I walk around in my rooms just feeling in the atmosphere.
Much more positive now than before. I wonder if spring is involved in that? 😉
The sun welcomed us back and seems to continue to sprinkle a golden glimmer to everything around me. Even peoples mood got a dose of that positive energy judging by all the smiles greeting me:)
I decorate with fresh flowers all over and open the glass doors to the back.
The easiest way to lift the energy in a home.
Of course to clear all the clutter is also important but I’m happy to cheat a little and enjoy the effect spring still has on me and our house.
Maybe it’s going to be good in the end?!
My house and me:)
Tjingeling
Walk and talk
Cuckoo!
Our week in our summerhouse came to an end and now we are back in reality again:)
It was a week which offered familytime, different weathers, lots of food, many hugs and togetherness.
Not very often, but sometimes I managed to lur my husband out for a walk and of course that was much easier when the sun decided to keep us company...
Walks give you fresh air, get the ciculation going and give you a beautiful opportunity to talk to each other.
Dreams, problems, plans, kids yes everything is being covered during a walk:)
And with that beautiful scenery around us I could have talked for hours...
Even the snow, that wrapped this part of Sweden in a soft white blanket for a couple of days, did its best to add an extra dose of beauty both to our walk and to the landscape.
Yup, definitely feeling grateful:)
Tjingeling
An ordinary Wednesday
Cuckoo!
Finally!
Even down here in the south of Sweden spring announced its entrance today:)

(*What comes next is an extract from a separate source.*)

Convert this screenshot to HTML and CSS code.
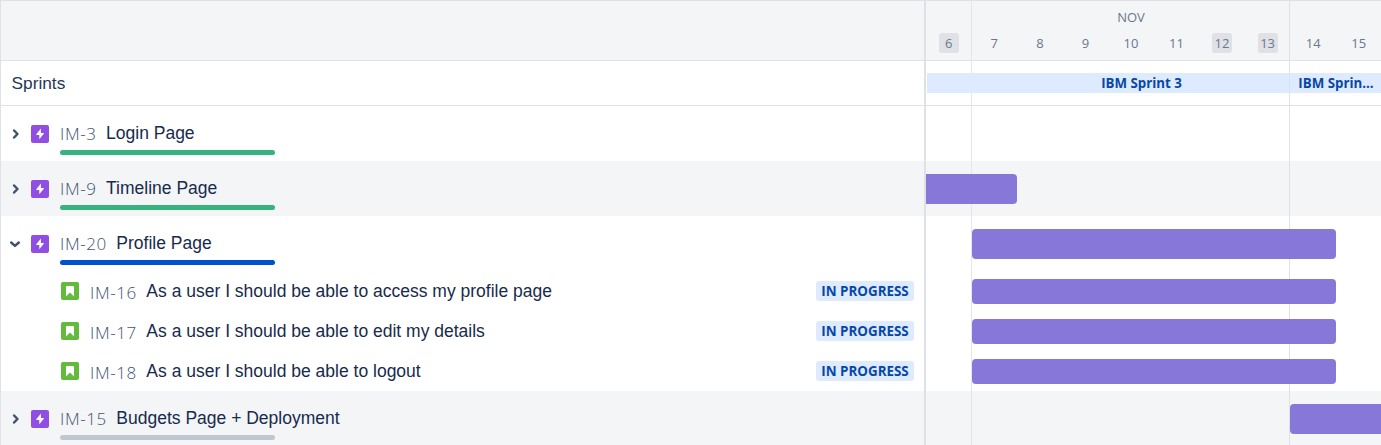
FILE: index.html
```html
<!DOCTYPE html>
<html lang="en">
<head>
<meta charset="utf-8">
<title>Roadmap</title>
<link rel="stylesheet" href="styles.css">
</head>
<body>
<svg class="defs" width="0" height="0" aria-hidden="true">
  <symbol id="right" viewBox="0 0 12 12"><path d="M5.100 2.500 8.500 6 5.100 9.500" fill="none" stroke="#42526e" stroke-width="2.5" stroke-linecap="round" stroke-linejoin="round"/></symbol>
  <symbol id="down" viewBox="0 0 12 12"><path d="M2.200 4.500 6 7.900 9.800 4.500" fill="none" stroke="#42526e" stroke-width="2.5" stroke-linecap="round" stroke-linejoin="round"/></symbol>
  <symbol id="epic" viewBox="0 0 18 18"><rect width="18" height="18" rx="2" fill="#904ee2"/><path d="M9.900 3.500v4.500h2.500q.9 0 .4.8l-4.500 5.500V10H5.700q-.8 0-.4-.8z" fill="#fff"/></symbol>
  <symbol id="story" viewBox="0 0 18 18"><rect width="18" height="18" rx="2" fill="#63ba3c"/><path d="M6 4h6q1 0 1 1v9.600L9 10.500 5 14.600V5q0-1 1-1z" fill="#fff"/></symbol>
</svg>
<main class="roadmap">
  <div class="row header">
    <div class="side"></div>
    <div class="track">
      <div class="month">NOV</div>
      <div class="days"><span><b>6</b></span><span>7</span><span>8</span><span>9</span><span>10</span><span>11</span><span><b>12</b></span><span><b>13</b></span><span>14</span><span>15</span></div>
    </div>
  </div>
  <div class="row sprints">
    <div class="side">Sprints</div>
    <div class="track"><div class="sprint first">IBM Sprint 3</div><div class="sprint second">IBM Sprin...</div></div>
  </div>
  <div class="row epic">
    <div class="side"><svg class="chev"><use href="#right"/></svg><svg class="type"><use href="#epic"/></svg>
      <div class="info"><div class="line"><span class="key">IM-3</span><span class="title">Login Page</span></div><div class="progress done"></div></div></div>
    <div class="track"></div>
  </div>
  <div class="row epic shade">
    <div class="side"><svg class="chev"><use href="#right"/></svg><svg class="type"><use href="#epic"/></svg>
      <div class="info"><div class="line"><span class="key">IM-9</span><span class="title">Timeline Page</span></div><div class="progress done"></div></div></div>
    <div class="track"><div class="bar from-start"></div></div>
  </div>
  <div class="row epic">
    <div class="side"><svg class="chev"><use href="#down"/></svg><svg class="type"><use href="#epic"/></svg>
      <div class="info"><div class="line"><span class="key">IM-20</span><span class="title">Profile Page</span></div><div class="progress active"></div></div></div>
    <div class="track"><div class="bar middle"></div></div>
  </div>
  <div class="row story">
    <div class="side"><svg class="type"><use href="#story"/></svg><span class="key">IM-16</span><span class="title">As a user I should be able to access my profile page</span><span class="status">IN PROGRESS</span></div>
    <div class="track"><div class="bar middle"></div></div>
  </div>
  <div class="row story">
    <div class="side"><svg class="type"><use href="#story"/></svg><span class="key">IM-17</span><span class="title">As a user I should be able to edit my details</span><span class="status">IN PROGRESS</span></div>
    <div class="track"><div class="bar middle"></div></div>
  </div>
  <div class="row story">
    <div class="side"><svg class="type"><use href="#story"/></svg><span class="key">IM-18</span><span class="title">As a user I should be able to logout</span><span class="status">IN PROGRESS</span></div>
    <div class="track"><div class="bar middle"></div></div>
  </div>
  <div class="row epic shade">
    <div class="side"><svg class="chev"><use href="#right"/></svg><svg class="type"><use href="#epic"/></svg>
      <div class="info"><div class="line"><span class="key">IM-15</span><span class="title">Budgets Page + Deployment</span></div><div class="progress todo"></div></div></div>
    <div class="track"><div class="bar late"></div></div>
  </div>
</main>
</body>
</html>
```
FILE: styles.css
```css
* { box-sizing: border-box; }
body { margin: 0; overflow: hidden; background: #fff; }
.defs { display: block; }
.roadmap {
  height: 445px;
  overflow: hidden;
  border-top: 1px solid #dfe1e6;
  border-left: 1px solid #dfe1e6;
  font-family: "Liberation Sans", Arial, sans-serif;
  font-size: 17.5px;
  color: #172b4d;
}
.row { display: grid; grid-template-columns: 925px 1fr; }
.side { display: flex; align-items: center; border-right: 2px solid #dfe1e6; min-width: 0; }
.track {
  display: flex;
  align-items: center;
  min-width: 0;
  overflow: hidden;
  background:
    linear-gradient(#e4e6ea, #e4e6ea) 45px 0 / 1px 100% no-repeat,
    linear-gradient(#dfe1e6, #dfe1e6) 363px 0 / 1px 100% no-repeat;
}
.shade { background-color: #f4f5f7; }

.header { height: 60px; background-color: #f4f5f7; border-bottom: 1px solid #dfe1e6; }
.header .track {
  display: block;
  font: 13px/20px "Open Sans", "Noto Sans", sans-serif;
  color: #6b778c;
}
.month { width: 410px; padding-top: 6px; text-align: center; }
.days { display: flex; margin-top: 6px; }
.days span { flex: 0 0 45.55px; text-align: center; line-height: 20px; }
.days b { display: inline-block; width: 20px; height: 20px; border-radius: 3px; background: #dfe1e6; font-weight: 400; }

.sprints { height: 45px; border-bottom: 1px solid #dfe1e6; }
.sprints .side { padding-left: 10.5px; color: #253858; font-size: 17.3px; }
.sprint {
  height: 20px;
  background: #deebff;
  color: #0747a6;
  font: 700 13.3px/20px "Open Sans", "Noto Sans", sans-serif;
  text-align: center;
  white-space: nowrap;
}
.sprint.first { flex: 0 0 362px; margin-left: 1px; padding-left: 67px; }
.sprint.second { flex: 1; margin-left: 1px; padding-left: 1px; }

.epic { height: 55px; }
.epic .side { align-items: flex-start; padding-left: 8px; }
.chev { width: 12px; height: 12px; margin-top: 22px; }
.type { width: 18px; height: 18px; flex: none; }
.epic .type { margin: 19px 11px 0 10px; }
.line { display: flex; height: 44px; line-height: 54px; white-space: nowrap; }
.key {
  margin-right: 9.5px;
  font-family: "Open Sans", "Noto Sans", sans-serif;
  font-size: 17px;
  font-weight: 300;
  letter-spacing: .6px;
  color: #42526e;
}
.epic .key { padding-top: 1px; }
.progress { width: 215px; height: 5px; border-radius: 3px; }
.done { background: #36b37e; }
.active { background: #0052cc; }
.todo { background: #c1c7d0; }

.story { height: 40px; }
.story .side { padding: 0 10px 0 60px; }
.story .key { margin-left: 11px; padding-top: 2px; }
.title { white-space: nowrap; }
.status {
  margin-left: auto;
  width: 98px;
  height: 20px;
  border-radius: 3px;
  background: #deebff;
  color: #0747a6;
  font: 700 13.4px/20px "Open Sans", "Noto Sans", sans-serif;
  text-align: center;
  white-space: nowrap;
}

.bar { flex: none; height: 25px; border-radius: 4px; background: #8777d9; }
.epic .bar { height: 30px; }
.from-start { width: 91px; border-radius: 0 4px 4px 0; }
.middle { width: 364px; margin-left: 46px; }
.late { width: 120px; margin-left: 364px; }
```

Melting snow, bird song and sunshine.
So frikkin welcome!
The light is magical and so wholesome for both body and soul.
An early morning run/bike ride in this scenery makes for a good rest of the day:)
I eventually prioritized reading a book today too. I’ve been doing other things these passed days but today it felt right to wrap myself in a blanket, a nice cup of tea in one hand and a book in the other.
I cant think of a better way to spend a Wednesday in my summer place.